The failure of the French high command to rise to its obligations in May 1940 was itself a complex matter. In essence, it was a consequence of the personal deficiencies of a number of highly placed individuals, the defects of the structure within which they acted, and the inadequacies of the system by which they sought to operate. Failure in each of these three aspects of command was likely to be
costly, though not necessarily fatal; failure in all three simultaneously put a weight of responsibility on the troops themselves that they were quite unable to bear. In large measure, the troops failed to adapt to the demands of the campaign of 1940 because their senior officers failed them.

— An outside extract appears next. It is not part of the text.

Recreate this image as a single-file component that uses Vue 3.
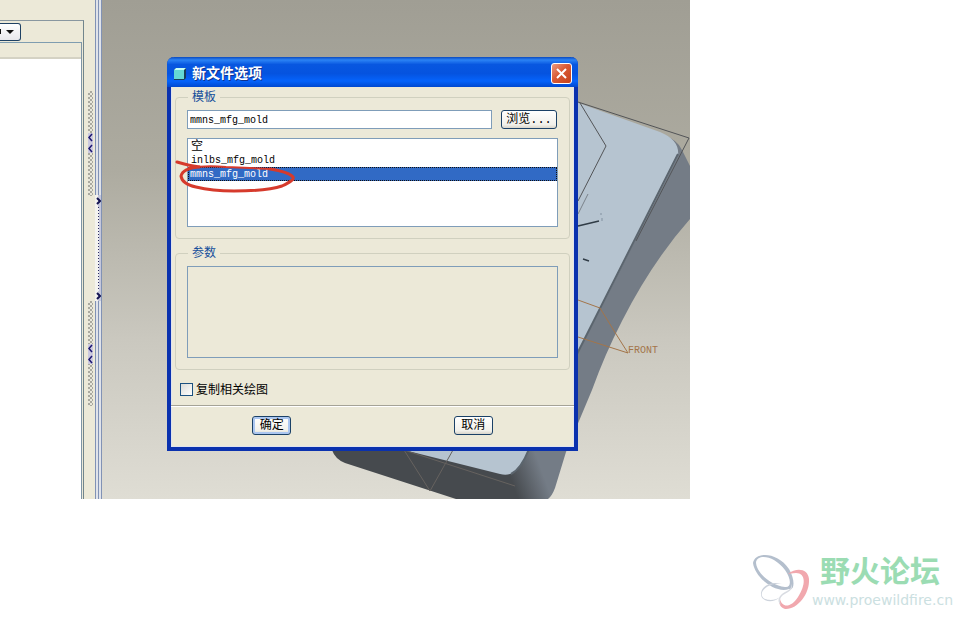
<script setup>
import { ref } from 'vue'

const templates = ['空', 'inlbs_mfg_mold', 'mmns_mfg_mold']
const selected = ref('mmns_mfg_mold')
const copyDrawings = ref(false)
</script>

<template>
  <div class="page">
    <main class="workspace">
      <!-- Model tree, cut off on the left -->
      <section class="tree">
        <div class="tree-panel">
          <div class="tree-tools">
            <button class="tree-menu" type="button" aria-label="menu">
              <svg width="18" height="8" viewBox="0 0 18 8">
                <path d="M0 1h1v5H0z" fill="#111" />
                <path d="M6 2h8l-4 4z" fill="#111" />
              </svg>
            </button>
          </div>
          <div class="tree-body">
            <div class="tree-head"></div>
          </div>
        </div>
      </section>

      <div class="gutter">
        <div v-for="n in 2" :key="n" class="grip">
          <svg class="grip-arrows" width="5" height="20" viewBox="0 0 5 20">
            <path d="M4 1L1 4.500L4 8M4 12L1 15.500L4 19" fill="none" stroke="#1c1670" stroke-width="1.500" />
          </svg>
        </div>
      </div>

      <div class="sash">
        <div class="sash-handle">
          <svg width="5" height="8" viewBox="0 0 5 8"><path d="M1 1L4 4L1 7" /></svg>
          <span class="sash-dots"></span>
          <svg width="5" height="8" viewBox="0 0 5 8"><path d="M1 1L4 4L1 7" /></svg>
        </div>
      </div>

      <section class="viewport">
        <svg class="model" viewBox="102 0 588 499" preserveAspectRatio="xMinYMin slice">
          <defs>
            <linearGradient id="corner" gradientUnits="userSpaceOnUse" x1="512" y1="482" x2="542" y2="471">
              <stop offset="0" stop-color="#464a4e" />
              <stop offset="1" stop-color="#747c86" />
            </linearGradient>
          </defs>
          <path d="M660 133Q678 140 682 150L690 166V219Q652 262 622 321Q605 354 592 390L566 452L555 488Q552 496 548 499H456L345 463Q335 459 332 450L560 360Z" fill="url(#corner)" />
          <path d="M570 100L660 132Q680 140 678 156L527 453Q517 479 500 474L492 472L404 450Z" fill="#b6c4d0" />
          <path d="M678 154L529 449Q521 469 511 474" fill="none" stroke="#5b656e" stroke-width="2" />
          <g fill="none" stroke="#535558">
            <path d="M578 102L689 138L636 241" />
            <path d="M580 103L606 146L578 201" />
            <path d="M588 194L578 214" stroke="#7b838b" />
            <path d="M578 226L599 221M583 259L589 261" stroke="#303c46" stroke-width="1.500" />
            <path d="M601 213v2M602 218v3" stroke="#8291a0" />
            <path d="M404 450L430 491L453 450M404 450L515 486" stroke="#66625f" />
          </g>
          <path d="M578 300L600 308L616 334L628 353L578 337" fill="none" stroke="#a3754a" />
          <text x="628" y="353" class="datum">FRONT</text>
        </svg>

        <form class="dialog" @submit.prevent>
          <header class="titlebar">
            <svg width="14" height="14" viewBox="0 0 14 14">
              <path d="M1 3L3 1H13V11L11 13H1z" fill="#183e58" />
              <path d="M1 3h10v9H1z" fill="#65d9d4" />
              <path d="M3 1h10l-2 2H1z" fill="#c8fff5" />
            </svg>
            <h1>新文件选项</h1>
            <button class="close" type="button" aria-label="关闭">
              <svg width="13" height="13" viewBox="0 0 13 13">
                <path d="M2 2L11 11M11 2L2 11" stroke="#fff" stroke-width="2" />
              </svg>
            </button>
          </header>

          <div class="content">
            <fieldset>
              <legend>模板</legend>
              <div class="name-row">
                <input v-model="selected" class="name" type="text" aria-label="模板">
                <button class="btn browse" type="button">浏览...</button>
              </div>
              <div class="list-wrap">
                <ul class="list">
                  <li
                    v-for="t in templates"
                    :key="t"
                    :class="{ active: t === selected }"
                    @click="selected = t"
                  >{{ t }}</li>
                </ul>
                <!-- Hand-drawn red mark -->
                <svg class="mark" width="124" height="40" viewBox="174 158 124 40">
                  <path d="M177 162Q190 166 200 167Q183 168 181 176Q182 184 196 187Q212 191 234 191Q268 191 282 186Q295 180 293 177Q289 172 270 169" />
                  <path d="M189 168Q206 165 226 167Q250 168 270 169" class="thin" />
                </svg>
              </div>
            </fieldset>

            <fieldset class="params">
              <legend>参数</legend>
              <div class="param-box"></div>
            </fieldset>

            <label class="check">
              <input v-model="copyDrawings" type="checkbox">
              复制相关绘图
            </label>
          </div>

          <footer class="actions">
            <button class="btn default" type="submit">确定</button>
            <button class="btn" type="button">取消</button>
          </footer>
        </form>
      </section>
    </main>

    <footer class="brand">
      <svg width="60" height="60" viewBox="0 0 60 60">
        <g fill-rule="evenodd">
          <path d="M1 9C3-3 26-2 37 15C43 25 43 37 37 35C24 40 3 24 1 9zM4 8C4 18 18 31 33 33C40 34 39 24 33 16C23 2 6-1 4 8z" fill="#b4bfcd" />
          <path d="M36 20C45 13 56 15 57 25C58 40 45 56 33 55C26 53 27 46 28 45C30 54 39 54 46 43C54 31 54 19 44 19C40 19 38 20 36 20z" fill="#f1a8ae" />
          <path d="M30 30C18 28 8 36 10 42C12 47 23 47 28 43C20 51 8 47 9 39C10 31 21 27 30 30z" fill="#cdd3dc" />
          <path d="M39 30C43 36 35 38 30 42C27 45 28 49 29 51C24 47 27 41 33 38C39 35 40 33 39 30z" fill="#d9dce2" />
        </g>
      </svg>
      <div class="brand-text">
        <strong>野火论坛</strong>
        <a href="#">www.proewildfire.cn</a>
      </div>
    </footer>
  </div>
</template>

<style>
body {
  margin: 0;
  background: #fff;
}
</style>

<style scoped>
.page {
  font-family: "Liberation Mono", "Noto Sans CJK SC", monospace;
  font-size: 12px;
  color: #000;
}

.page * {
  box-sizing: border-box;
}

.workspace {
  display: flex;
  min-height: 499px;
  margin-right: 272px;
  background: #ece9d8;
}

/* Left side */
.tree {
  display: flex;
  width: 84px;
  padding-top: 20px;
}

.tree-panel {
  display: flex;
  flex: 1;
  flex-direction: column;
  border-top: 1px solid #8997a0;
  border-right: 1px solid #71858c;
}

.tree-tools {
  height: 21px;
  padding-top: 2px;
}

.tree-menu {
  display: flex;
  align-items: center;
  width: 21px;
  height: 18px;
  padding: 0;
  border: 1px solid #1f4163;
  border-left: 0;
  border-radius: 0 3px 3px 0;
  background: linear-gradient(#fff, #e8e8ec);
}

.tree-body {
  flex: 1;
  margin-right: 1px;
  border-top: 1px solid #7f9db0;
  border-right: 1px solid #7f95a5;
  background: #fff;
}

.tree-head {
  height: 16px;
  border-bottom: 2px solid #d4d2c4;
  background: #ece9d8;
}

.gutter {
  display: flex;
  flex-direction: column;
  gap: 105px;
  width: 11px;
  padding: 91px 2px 0 4px;
}

.grip {
  display: flex;
  align-items: center;
  height: 105px;
  background: repeating-conic-gradient(#aaa99f 0 25%, #e8e7dc 0 50%) 0 0 / 4px 4px;
}

.grip:first-child {
  padding-bottom: 1px;
}

.grip-arrows {
  background: #cbc9df;
}

.sash {
  display: flex;
  flex-direction: column;
  width: 7px;
  padding-top: 195px;
  background: linear-gradient(90deg, #8192b5 1px, #e0e3ea 1px 3px, #8192b5 3px 4px, #e0e3ea 4px 6px, #8192b5 6px);
}

.sash-handle {
  display: flex;
  flex-direction: column;
  justify-content: space-between;
  align-items: center;
  height: 106px;
  padding: 2px 0 1px;
  background: linear-gradient(90deg, #f4f3ef 3px, #c5c7dc 3px 6px, #8192b5 6px);
}

.sash-handle path {
  fill: none;
  stroke: #151552;
  stroke-width: 2;
}

.sash-dots {
  width: 1px;
  height: 84px;
  background: repeating-linear-gradient(#29295f 0 1px, #f0f0f0 1px 3px);
}

/* 3D area */
.viewport {
  position: relative;
  flex: 1;
  overflow: hidden;
  background: linear-gradient(#a09e94, #adaba0 34%, #cac8bf 68%, #dfddd4);
}

.model {
  position: absolute;
  top: 0;
  left: 0;
  width: 100%;
  height: 100%;
}

.datum {
  font-size: 10px;
  fill: #a3754a;
}

/* Dialog */
.dialog {
  position: absolute;
  top: 57px;
  left: 65px;
  width: 411px;
  border: 4px solid #0a31ae;
  border-top: 0;
  border-radius: 7px 7px 0 0;
  background: #ece9d8;
  box-shadow: inset 0 0 0 1px #dfe3ee;
}

.titlebar {
  display: flex;
  align-items: center;
  gap: 5px;
  height: 30px;
  margin: 0 -4px;
  padding: 3px 6px 0;
  border-radius: 7px 7px 0 0;
  background: linear-gradient(#0b49bd, #2b83f5 10%, #0857e0 25%, #0553df 55%, #0563fb 80%, #0148cf);
}

.titlebar h1 {
  flex: 1;
  margin: 0;
  font-size: 14px;
  line-height: 16px;
  color: #fff;
  text-shadow: 1px 1px #10328e;
}

.close {
  display: flex;
  align-items: center;
  justify-content: center;
  width: 21px;
  height: 21px;
  padding: 0;
  border: 1px solid #fff;
  border-radius: 3px;
  background: linear-gradient(135deg, #eb9a82, #d95a35 45%, #c4421c);
}

.content {
  padding: 2px 4px 6px;
}

fieldset {
  min-width: 0;
  margin: 0;
  padding: 5px 11px 11px;
  border: 1px solid #d0d0bf;
  border-radius: 4px;
}

.params {
  margin-top: 6px;
}

legend {
  margin-left: 1px;
  padding: 2px 4px 0;
  font-size: 12px;
  line-height: 14px;
  color: #164f9b;
}

.name-row {
  display: flex;
  gap: 9px;
}

.name {
  flex: 1;
  min-width: 0;
  height: 19px;
  padding: 1px 2px 0;
  border: 1px solid #7f9db9;
  outline: 0;
  background: #fff;
  font: inherit;
  font-size: 10px;
}

.btn {
  width: 39px;
  height: 19px;
  padding: 1px 0 0;
  border: 1px solid #1b4167;
  border-radius: 3px;
  background: linear-gradient(#fff, #f1f0ea 80%, #d9d5cb);
  font: inherit;
  line-height: 16px;
  color: #000;
}

.browse {
  width: 56px;
  margin-right: 1px;
}

.default {
  box-shadow: inset 0 0 0 2px #abc6f0;
}

.list-wrap {
  position: relative;
  margin-top: 9px;
}

.list {
  height: 89px;
  margin: 0;
  padding: 0;
  border: 1px solid #7f9db9;
  background: #fff;
  font-size: 10px;
  line-height: 16px;
  list-style: none;
}

.list li {
  height: 14px;
  padding: 0 3px;
}

.list li:first-child {
  font-size: 12px;
}

.list .active {
  padding: 0 2px;
  outline: 1px dotted #111;
  outline-offset: -1px;
  background: #316ac5;
  color: #fff;
}

.mark {
  position: absolute;
  top: 20px;
  left: -13px;
  pointer-events: none;
}

.mark path {
  fill: none;
  stroke: #d63a2c;
  stroke-width: 3;
  stroke-linecap: round;
}

.mark .thin {
  stroke-width: 2;
}

.param-box {
  height: 92px;
  border: 1px solid #7f9db9;
}

.check {
  display: flex;
  align-items: flex-start;
  gap: 3px;
  margin-top: 13px;
  padding-left: 5px;
  line-height: 16px;
}

.check input {
  appearance: none;
  width: 13px;
  height: 13px;
  margin: 0;
  border: 1px solid #1c5180;
  background: linear-gradient(135deg, #dcdcd7, #fff);
}

.check input:checked {
  background: #21a121;
}

.actions {
  display: grid;
  grid-template-columns: 1fr 1fr;
  justify-items: center;
  padding: 10px 0 12px;
  border-top: 1px solid #a5a397;
  box-shadow: inset 0 1px #fff;
}

/* Forum logo */
.brand {
  display: flex;
  justify-content: flex-end;
  padding: 55px 9px 0 0;
}

.brand-text {
  display: flex;
  flex-direction: column;
  align-items: flex-end;
  padding-top: 3px;
}

.brand strong {
  margin-right: 13px;
  font-size: 30px;
  line-height: 34px;
  color: #9bdcb3;
}

.brand a {
  font-family: "DejaVu Sans", sans-serif;
  font-size: 14px;
  line-height: 18px;
  color: #cbe0e1;
  text-decoration: none;
}
</style>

Gamelin seems to have been acutely conscious of the weaknesses of his position and of the forces at his command from the moment the war began. Writing to Gauché of French military intelligence in September 1939, he remarked that “never in any period of her history has France been engaged in a war in conditions which are initially so unfavorable.”62 Premier Paul Reynaud, who was on the point of sacking Gamelin on May 9, 1940, called him a “nerveless philosopher” and raged at his impassivity and inertia during the Norwegian campaign: “He’s a prefect, he’s a bishop, but he’s absolutely not a commander.”63 There is no doubt that, once the fighting began, Gamelin’s inertia deprived his subordinates of the guidance they needed—a guidance that, as we have seen, the interwar regulations led them to expect. There was also a deep gulf of political suspicion between premier and supreme commander, for Gamelin was the protégé of Reynaud’s predecessor and rival, Daladier, who had stayed on in the government as minister of national defense, whereas the premier was known to favor General Georges.